Mülk süresinin 16 ve 17. Ayetinde; "gökte olanın sizi yerin dibine geçirmesinden güvende misiniz? O zaman, yer sarsıldıkça sarsılır. Gökten olan ın, başınıza taş yağdırmasından güvende misiniz? Benim uyarmamın nasıl olduğunu yakında bileceksiniz" demektedir.
Bu " gökte olan" kim?
Kuşkusuz allah!
Demekki bu ayete göre allah ın gökte olduğu çok açık biçimde anlatılıyor.
Şimdi burada şu sorular sorulabilir: allah gökte ise; gök allahtan büyük allah gökten küçük müdür?
Madem allah gökte onun varlığını sürdürmesi için bir mekana ihtiyacı var mı?
allah'ın zamandan, mekandan ve cisimden münezzeh olduğu iddiaları araplar felsefeye kafa yormaya başladığı zaman ortaya atıldı.
gökte duran, zamana tabi hareket eden, yüzü, eli olan bir tanrı fikri kuran'ın yazıldığı döneminin araplarına yabancı değildi, kaygılandırmıyordu. zira bu fikrin sakıncalarını anlayacak bilgi ve anlayış seviyesinde değildiler. dolayısıyla kuran'daki allah aynen böyle tarif edildi.
bu meselelere sonradan uyandılar ve "münezzeh" yalanlarını uydurdular. sorun şu ki bir önceki paragrafta anlattığım sebeplerden dolayı kuran okunduğunda görülen manzara bambaşka.
kur’an-ı kerim’in meâlini kur’an-ı kerim sanmaktan ileri gelir.
oysa "gerçek" kur'an-ı kerim, kürt sait'in kendisine levh-i mahfuz'dan ilham edildiğini ("vahy edildi" diyemediği için böyle şey ediyor) iddia ettiği sayıklamalarıdır. kuran yerine onlar okunmalıdır.
Kuranı kerimin meali Kuran değildir demek Victor Hugo nun sefiller romanının Türkçesi sefiller değildir demek gibi birşeydir. Bunu aslında müslümanların kafasına sokan bu işten çıkar sağlayan din tüccarları bunu anlayan müslüman açar Kuranı anladığı dilden okur lakin koyun olmak takıldığı konuyu Nihat Hatipoğlu gibilere sormaktan geliyor.

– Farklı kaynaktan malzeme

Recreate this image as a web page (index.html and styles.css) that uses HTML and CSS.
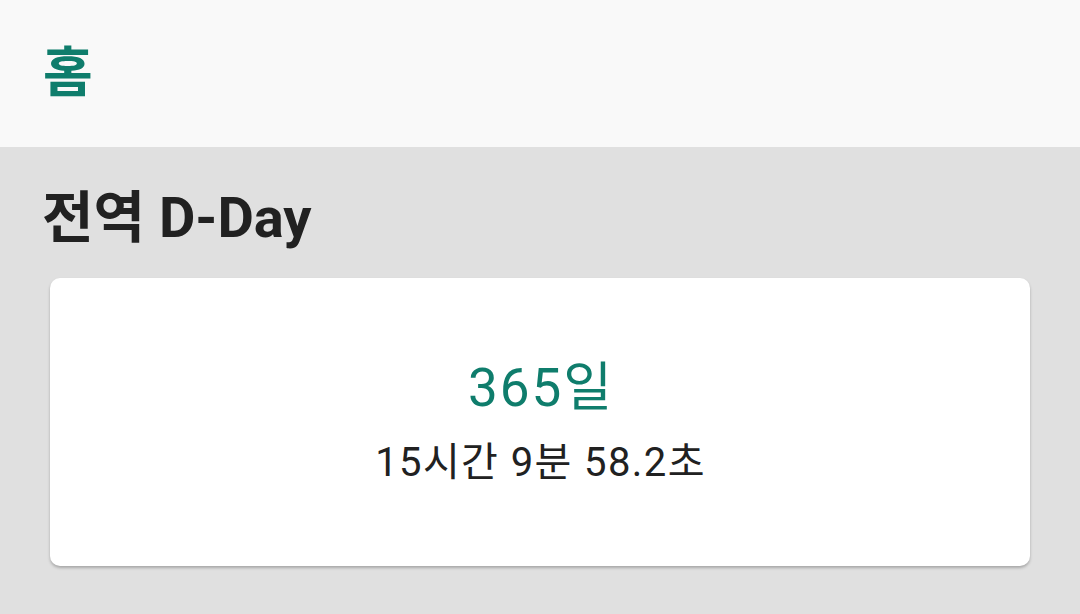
FILE: index.html
```html
<!DOCTYPE html>
<html lang="ko">
<head>
  <meta charset="UTF-8">
  <title>홈</title>
  <link rel="stylesheet" href="styles.css">
</head>
<body>
<header class="app-bar">
  <h1 class="app-bar-title">홈</h1>
</header>
<main class="content">
  <h2 class="section-title">전역 D-Day</h2>
  <section class="dday-card">
    <div class="dday-days">365일</div>
    <div class="dday-time">15시간 9분 58.2초</div>
  </section>
</main>
</body>
</html>
```

FILE: styles.css
```css
html {
    --accent-color: #0f7d6c;
    --text-color-main: #212121;
    --background-color-main: #e0e0e0;
    --app-bar-color: #f9f9f9;
}

body {
    margin: 0;
    height: 614px;
    overflow: hidden;
    background: var(--background-color-main);
    font-family: Roboto, "Noto Sans CJK KR", sans-serif;
    color: var(--text-color-main);
}

.app-bar {
    height: 147px;
    display: flex;
    align-items: center;
    padding-left: 43px;
    background: var(--app-bar-color);
}
.app-bar-title {
    margin: 0;
    font-size: 54px;
    font-weight: 700;
    line-height: 60px;
    color: var(--accent-color);
}

.content {
    padding: 38px 50px 0;
}
.section-title {
    margin: 0 0 26px -8px;
    font-size: 56px;
    font-weight: 700;
    line-height: 67px;
}

.dday-card {
    height: 288px;
    display: flex;
    flex-direction: column;
    align-items: center;
    justify-content: center;
    gap: 21px;
    background: #ffffff;
    border-radius: 10px;
    box-shadow: 0 2px 3px rgba(0, 0, 0, 0.25);
}
.dday-days {
    font-size: 53px;
    line-height: 60px;
    letter-spacing: 2px;
    margin-left: 2px;
    color: var(--accent-color);
}
.dday-time {
    font-size: 40px;
    line-height: 48px;
    letter-spacing: 1.4px;
    margin-left: 1px;
}
```
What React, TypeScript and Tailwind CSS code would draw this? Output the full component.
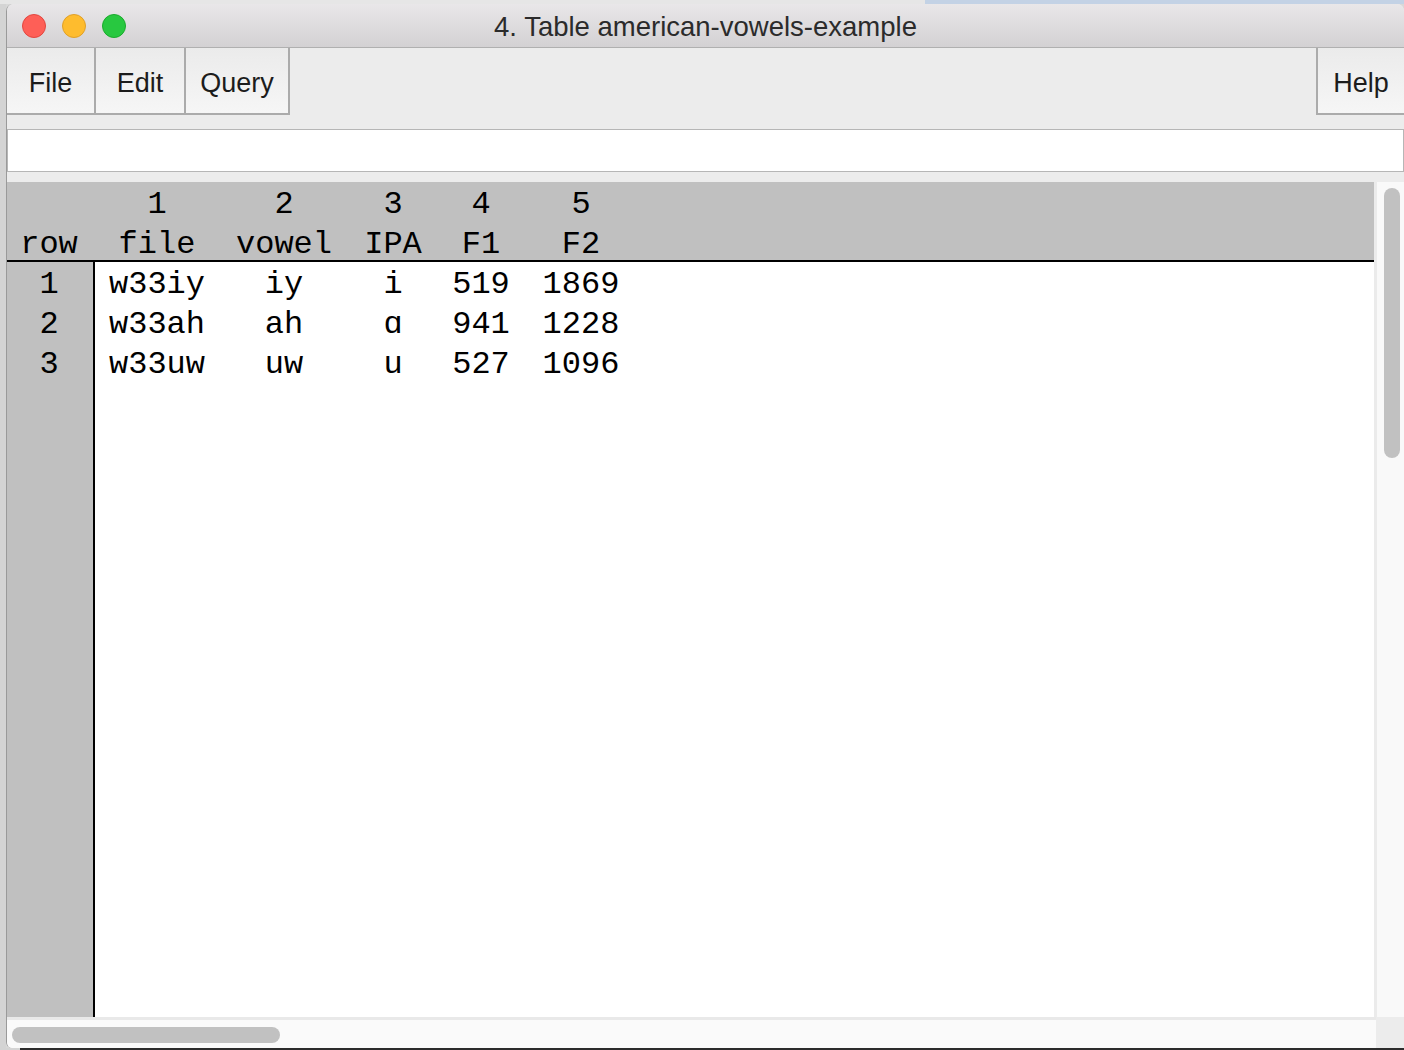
import React from "react";

const mono = { fontFamily: '"Liberation Mono", "DejaVu Sans Mono", monospace' };
const sans = { fontFamily: '"Liberation Sans", Arial, sans-serif' };

// column widths follow the centres of the reference (157, 284, 393, 481, 581)
const cols = [
  { num: "1", name: "file", w: "w-[124px]" },
  { num: "2", name: "vowel", w: "w-[130px]" },
  { num: "3", name: "IPA", w: "w-[88px]" },
  { num: "4", name: "F1", w: "w-[88px]" },
  { num: "5", name: "F2", w: "w-[112px]" },
];

const rows = [
  ["1", "w33iy", "iy", "i", "519", "1869"],
  ["2", "w33ah", "ah", "ɑ", "941", "1228"],
  ["3", "w33uw", "uw", "u", "527", "1096"],
];

const MenuButton = ({ label, w, side }: { label: string; w: string; side: "r" | "l" }) => (
  <div
    className={`${w} h-[67px] flex items-center justify-center pt-[5px] text-[27px] text-[#1c1c1c] bg-gradient-to-b from-[#ebebeb] to-[#f6f6f6] border-b-2 border-[#ababab] ${
      side === "r" ? "border-r-2" : "border-l-2"
    }`}
  >
    {label}
  </div>
);

export default function App() {
  return (
    <div className="w-[1404px] h-[1050px] flex flex-col bg-[#d8d8d8] overflow-hidden" style={sans}>
      {/* desktop strip above the window */}
      <div className="h-[4px] flex shrink-0">
        <div className="w-[925px] bg-[#e6e6e6]" />
        <div className="flex-1 bg-[#c3d2e5]" />
      </div>

      <div className="flex flex-1 min-h-0">
        <div className="w-[6px] shrink-0 bg-[#d4d4d4]" />

        {/* window */}
        <div className="flex-1 flex flex-col bg-[#ececec] rounded-t-[7px] rounded-bl-[6px] border-l border-[#9a9a9a] overflow-hidden">
          {/* title bar */}
          <div className="h-[44px] shrink-0 grid grid-cols-[1fr_auto_1fr] items-center bg-gradient-to-b from-[#e9e7e9] to-[#d3d1d3] border-b border-[#b0b0b0]">
            <div className="flex items-center gap-[16px] pl-[15px]">
              <span className="w-[24px] h-[24px] rounded-full bg-[#fe5f57] border border-[#e2463f]" />
              <span className="w-[24px] h-[24px] rounded-full bg-[#febc2e] border border-[#e0a028]" />
              <span className="w-[24px] h-[24px] rounded-full bg-[#28c840] border border-[#1aab2c]" />
            </div>
            <div className="text-[27.5px] text-[#2b2b2b] leading-none pt-[3px]">4. Table american-vowels-example</div>
            <div />
          </div>

          {/* menu bar */}
          <div className="flex shrink-0">
            <MenuButton label="File" w="w-[89px]" side="r" />
            <MenuButton label="Edit" w="w-[90px]" side="r" />
            <MenuButton label="Query" w="w-[104px]" side="r" />
            <div className="flex-1" />
            <MenuButton label="Help" w="w-[88px]" side="l" />
          </div>

          {/* text field */}
          <div className="pt-[14px] pb-[10px] shrink-0">
            <div className="h-[43px] bg-white border border-[#b6b6b6]" />
          </div>

          {/* table + vertical scrollbar */}
          <div className="flex flex-1 min-h-0" style={mono}>
            <div className="flex-1 flex flex-col bg-white text-[32px] leading-[40px] text-black">
              <div className="bg-[#c0c0c0] border-b-2 border-black shrink-0">
                <div className="flex h-[40px] pt-[3px]">
                  <div className="w-[88px]" />
                  {cols.map((c) => (
                    <div key={c.num} className={`${c.w} text-center`}>
                      {c.num}
                    </div>
                  ))}
                </div>
                <div className="flex h-[38px] pt-[3px]">
                  <div className="w-[84px] text-center">row</div>
                  {cols.map((c, i) => (
                    <div key={c.name} className={`${c.w} text-center ${i === 0 ? "ml-[4px]" : ""}`}>
                      {c.name}
                    </div>
                  ))}
                </div>
              </div>
              <div className="flex-1 flex">
                <div className="w-[88px] bg-[#c0c0c0] border-r-2 border-black shrink-0">
                  {rows.map((r) => (
                    <div key={r[0]} className="h-[40px] pt-[3px] pr-[2px] text-center">
                      {r[0]}
                    </div>
                  ))}
                </div>
                <div>
                  {rows.map((r) => (
                    <div key={r[0]} className="flex h-[40px] pt-[3px]">
                      {cols.map((c) => (
                        <div key={c.num} className={`${c.w} text-center`}>
                          {r[cols.indexOf(c) + 1]}
                        </div>
                      ))}
                    </div>
                  ))}
                </div>
              </div>
            </div>

            <div className="w-[30px] shrink-0 bg-[#f9f9f9] border-l-[3px] border-[#ebebeb] pt-[6px] pl-[7px]">
              <div className="w-[16px] h-[270px] rounded-full bg-[#c1c1c1]" />
            </div>
          </div>

          {/* horizontal scrollbar */}
          <div className="h-[31px] shrink-0 flex">
            <div className="flex-1 bg-[#fafafa] border-t-[3px] border-[#e9e9e9] pt-[7px] pl-[5px]">
              <div className="w-[268px] h-[16px] rounded-full bg-[#c1c1c1]" />
            </div>
            <div className="w-[28px] bg-[#ececec]" />
          </div>
        </div>
      </div>

      <div className="h-[2px] shrink-0 flex">
        <div className="w-[20px] bg-[#d4d4d4]" />
        <div className="flex-1 bg-[#2c2c2c]" />
      </div>
    </div>
  );
}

Sorun sorun ama okumayın siz.
Allah için "gökte olan" demesi birçok müslüman icin şaşkınlık ve bocalamalara yol açmış.
Misal razi et tefzirül Kebir kitabında; (tanrının yeri göktür) demiş.
Karşılık olarak şu soru sorulmuş: tanrı gökte ise varlığını sürdürmesi için başka bir şeye bağlı olması gerekmez mi? Bu nasıl olacak?
Kuran yorumcuları genelde böyle açıkca gökte olan yazmasına rağmen allah sıfatına pek yakıştıramamış. Çok zorlamalı yorumlar yapmışlar. Lakin bu asla gerçeği değiştirmez.
Ebû Müslim bunu Arapların allahı gökte görmelerine bağlıyor.
Kuran da tevratta da tanrının asıl yerinin " tahtı-saray" yani Arş yani göklerin üstü olarak belirtiyor. Kuran da Araf, yunus , rad ve Taha surelerinde yüzünü yarattıktan sonra Arş a çıktığı bildirilmiş. Hatta arşı sekiz tane melek taşıyormuş. Hatta miraçta muhammed de allah ile görüşmek için Arş a çıkmış. Tevrat da bu şekilde Anlatır. "Göklerin göğü üstüne binmiş olana ezgiler söyleyin" der.
" efendi Rab tanrı, kutsal tapınağındadır. Onun tahtı göklerdedir." Der.
" efendi tanrı tahtını göklerde kurdu" der.
Zaten ilk çağ toplumların tamamı tanrının yerini göklerde buldu. Yahudi ve müslümanlar gökte buluş ise bunda şaşılacak ne var.